Les Tragédies Romaines mise en scène par Ivo Van Hove reprend et adapte le cycle des tragédies romaines shakespeariennes et plus particulièrement celle de Coriolan, d’Antoine et Cléopâtre et de Jules César.
Un choc visuel, une fête intense à laquelle Ivo Van Hove nous convie au cours duquel à chaque petits entractes le public est invité sur le plateau.
La scénographie présente un ensemble de bureaux dans un centre de congrès international, qui matérialisent les prises de pouvoir. Un immense écran situé à l’avant-scène surplombe le tout, retransmettant des moments du spectacle ou la mort de chaque personnage (qui est elle-même annoncée par un décompte lors des sous-titres par intermittences : plus que 50 minutes avant la mort de Cléopatre). Les différentes pièces de Shakespeare sont savamment coupées ce qui en offre la quintessence shakespeariennes et se retrouvent avec un vigueur renouvelée et en écho à l’actualité.

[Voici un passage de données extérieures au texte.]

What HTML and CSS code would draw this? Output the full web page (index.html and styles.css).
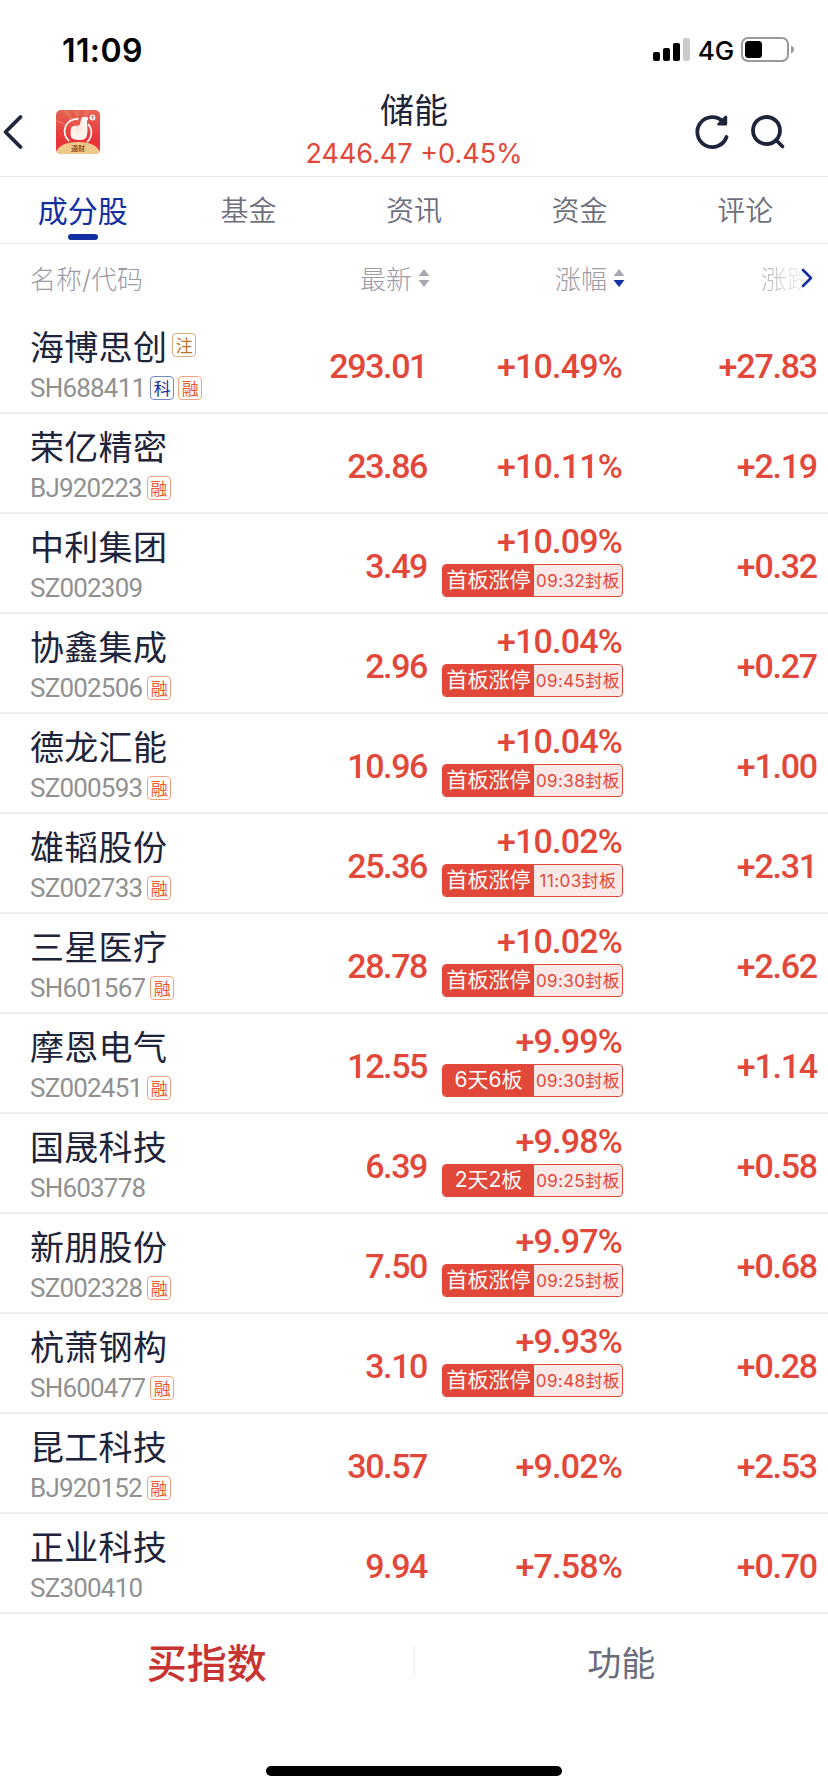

Ici, le théâtre se rend à la portée de tous et la scénographie n’y est pas étrangère. Le plateau est ainsi investi de bureaux, une salle de congrès et des nouvelles apparaissent à sur un écran géant prenant tout le devant de la scène comme autant de flash info sur la mort prochaine de l’un des différents personnages, se distillant également sur les différents écrans qui jalonnent les bureaux et autres salles de conférences. Les coulisses y sont d’ailleurs abolies, les comédiens se préparant en direct devant la salle et les spectateurs invités à graviter dans l’espace scénique pour y déambuler pendant les pauses, acheter un sandwich, boire, consulter leurs emails, puis assister au plus près des scènes se déroulant sous leurs yeux, tout ceci à l’exception de la dernière partie (environ la dernière heure) où le drame reprend le dessus, l’assemblée doit alors rejoindre les fauteuils au plus vite. On l’aura compris la scène, livrée en pâture au public, rappelle une arène de jeux romains où les spectateurs, presque citoyens auraient presque leur mot à dire. Cet effet est d’autant plus accentué que les scènes et actes sont ponctués par des solos ou morceaux interprétés à la batterie, aux cymbales, et autres instruments rythmiques, les deux musiciens placés à l’avant-scène côté jardin et cour. Les morts, en pagaille avec ce condensé de Shakespeare de 6h, y sont d’ailleurs dramatisées, exagérées et figées en une photo non sans rappeler ceux d’autres guerres plus actuelles ou la médiatisation et la banalité qu’est devenu celle-ci. Le tout est démultiplié par l’emploi de la video et rendu sur les nombreux écrans des bureaux de ces salles de congrès et dont l’ampleur du drame, les personnages figures de l’ambition, de visions politiques antagonistes, dépasse même la salle du Barbican puisque le spectateur est invité à prendre des photos et à les tweeter, à les poster sur Instagram et autres réseaux sociaux.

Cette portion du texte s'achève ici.